I won’t deny it, I may be French, but I am completely aware of the fact that the level of foreign language skills of French students is far from brilliant. Of course, I am not trying to hold back the absolute truth, but I do think this is quite true. At university I followed a course focusing on languages, and I was really shocked by the level of some of my fellow students who had a lot of trouble making simple sentences and whose vocabulary was extremely limited (well, too poor to follow any conversation in this language…). After about ten years studying English, I think it odd that most of us are completely incompetent in Shakespeare’s language. But what is the right explanation for this, are we really a lost cause? As for me, I don’t believe in an actual handicap towards language learning, but in a real lack of motivation. If some students have been studying English for several years, many of them admit that they never read a book in that language. Even worse, many of them don’t even bother to watch English-speaking movies or series in their original version; they’d rather watch the terrible French dubbed version. I know one thing for certain – if you only rely on language classes that you have at school, you won’t get anywhere. Learning vocabulary lists and irregular verbs by heart just to pass the semester test is not the best path to take towards fluency. To master a language, you have to live it, be curious and listen. A LOT.

There is no denying our level of English is really low. The fact is, the percentage of French people speaking English fluently could not be any lower. We get criticized so often for our foreign language skills, or rather lack of them, because our European neighbours are doing way better. The Germans, the Swedish, the Danish… None of them would have any difficulty in learning English and expressing themselves easily in this language, which is interesting since these countries speak languages from the same linguistic group as English. Only the Finnish are disadvantaged in this matter because their language that does not fit any other linguistic group, but they still manage to master English. Chapeau! Well, there is still an explanation for this. The inhabitants of Northern Europe countries such as Sweden and Finland are a lot more exposed to the English language; for instance, movies are not dubbed for these countries, so they have to watch them in their original version. Furthermore, English is taught earlier and in a more intensive way. We’re not getting anywhere with only two hours of English classes per week…

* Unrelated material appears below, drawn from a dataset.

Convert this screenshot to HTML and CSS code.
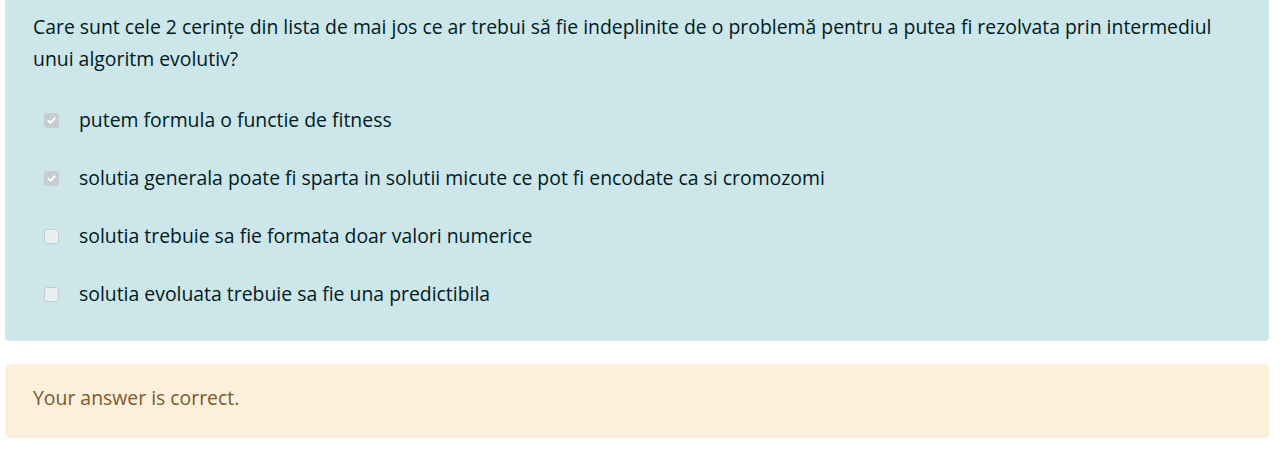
FILE: index.html
```html
<!DOCTYPE html>
<html lang="ro">
<head>
<meta charset="utf-8">
<title>Quiz</title>
<link rel="stylesheet" href="styles.css">
</head>
<body>
<div class="que">
  <div class="formulation">
    <div class="qtext">Care sunt cele 2 cerințe din lista de mai jos ce ar trebui să fie indeplinite de o problemă pentru a putea fi rezolvata prin intermediul unui algoritm evolutiv?</div>
    <div class="answer">
      <div class="option">
        <span class="cb checked"><svg viewBox="0 0 15 15" width="15" height="15"><path d="M3.6 7.7 L6.3 10.3 L11.4 4.8" fill="none" stroke="#fff" stroke-width="1.9" stroke-linecap="round" stroke-linejoin="round"/></svg></span>
        <span class="label">putem formula o functie de fitness</span>
      </div>
      <div class="option">
        <span class="cb checked"><svg viewBox="0 0 15 15" width="15" height="15"><path d="M3.6 7.7 L6.3 10.3 L11.4 4.8" fill="none" stroke="#fff" stroke-width="1.9" stroke-linecap="round" stroke-linejoin="round"/></svg></span>
        <span class="label">solutia generala poate fi sparta in solutii micute ce pot fi encodate ca si cromozomi</span>
      </div>
      <div class="option">
        <span class="cb"></span>
        <span class="label">solutia trebuie sa fie formata doar valori numerice</span>
      </div>
      <div class="option">
        <span class="cb"></span>
        <span class="label">solutia evoluata trebuie sa fie una predictibila</span>
      </div>
    </div>
  </div>
  <div class="outcome">Your answer is correct.</div>
</div>
</body>
</html>
```
FILE: styles.css
```css
html, body {
  margin: 0;
  padding: 0;
  background: #ffffff;
}
body {
  font-family: "Open Sans", "Noto Sans", sans-serif;
  font-size: 19.4px;
}
.que {
  width: 1264px;
  margin-left: 5px;
  display: flex;
  flex-direction: column;
  gap: 23px;
}
.formulation {
  background: #cce6ea;
  color: #001a1e;
  border-radius: 0 0 4px 4px;
  padding: 11px 28px 18px 28px;
}
.qtext {
  line-height: 32px;
}
.answer {
  margin-top: 16px;
  display: flex;
  flex-direction: column;
}
.option {
  display: flex;
  align-items: center;
  height: 58px;
  padding-left: 11px;
}
.cb {
  width: 15px;
  height: 15px;
  box-sizing: border-box;
  border-radius: 3px;
  border: 1px solid #c4cdcf;
  background: #eaeff0;
  display: flex;
  align-items: center;
  justify-content: center;
  flex: none;
}
.cb.checked {
  background: #c7cdce;
  border-color: #c7cdce;
}
.cb svg {
  display: block;
}
.label {
  margin-left: 20px;
  line-height: 26px;
}
.outcome {
  background: #fcefdc;
  color: #7d5a29;
  border-radius: 4px;
  height: 74px;
  box-sizing: border-box;
  padding: 0 28px 7px 28px;
  display: flex;
  align-items: center;
}
```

The French are criticized because they cannot follow the learning pace of the other European countries. However, I have the feeling that we are not the only ones lagging behind. Our Latin neighbours are also likely to have big difficulties when it comes to learning English. I hear that the Italians and the Spanish are far from brilliant… The countries speaking Latin languages are thus not as good at learning English, but this is not so strange. It is true that English pronunciation is particularly difficult for us (hence our accent… that is so French!). And of course, the British, who are ecstatic to speak the so-called “international language”, do not sparkle with their foreign languages abilities.

We are far from perfection in English, there’s no doubt about that, but what about other languages? The problem is quite the same. Not enough classes, not enough speaking, not enough motivation from the students. However, it is still easier for us to learn languages like Spanish or Italian thanks to their resemblance to ours. I won’t even go into learning German, which is becoming a rare language in France and which interests no one because it’s “too difficult”.

Thus it is necessary to reinforce language learning in our country and fast. It has been a long time since French was the lingua franca, and even if it is still an official language in big institutions, we won’t get anywhere if we keep on settling for poor English (when we actually have some notion of it!). It is indeed very rare in France to speak English fluently, or any other language for that matter… Is it because of the late and loose teaching, or because of a real lack of interest and motivation? I am definitely blaming the students’ state of mind. If it is true that language teaching in France is of bad quality, it is always possible to learn a lot with a bit of elbow grease, independent learning and by opening your mind to other cultures. We need to get French students interested in foreign languages!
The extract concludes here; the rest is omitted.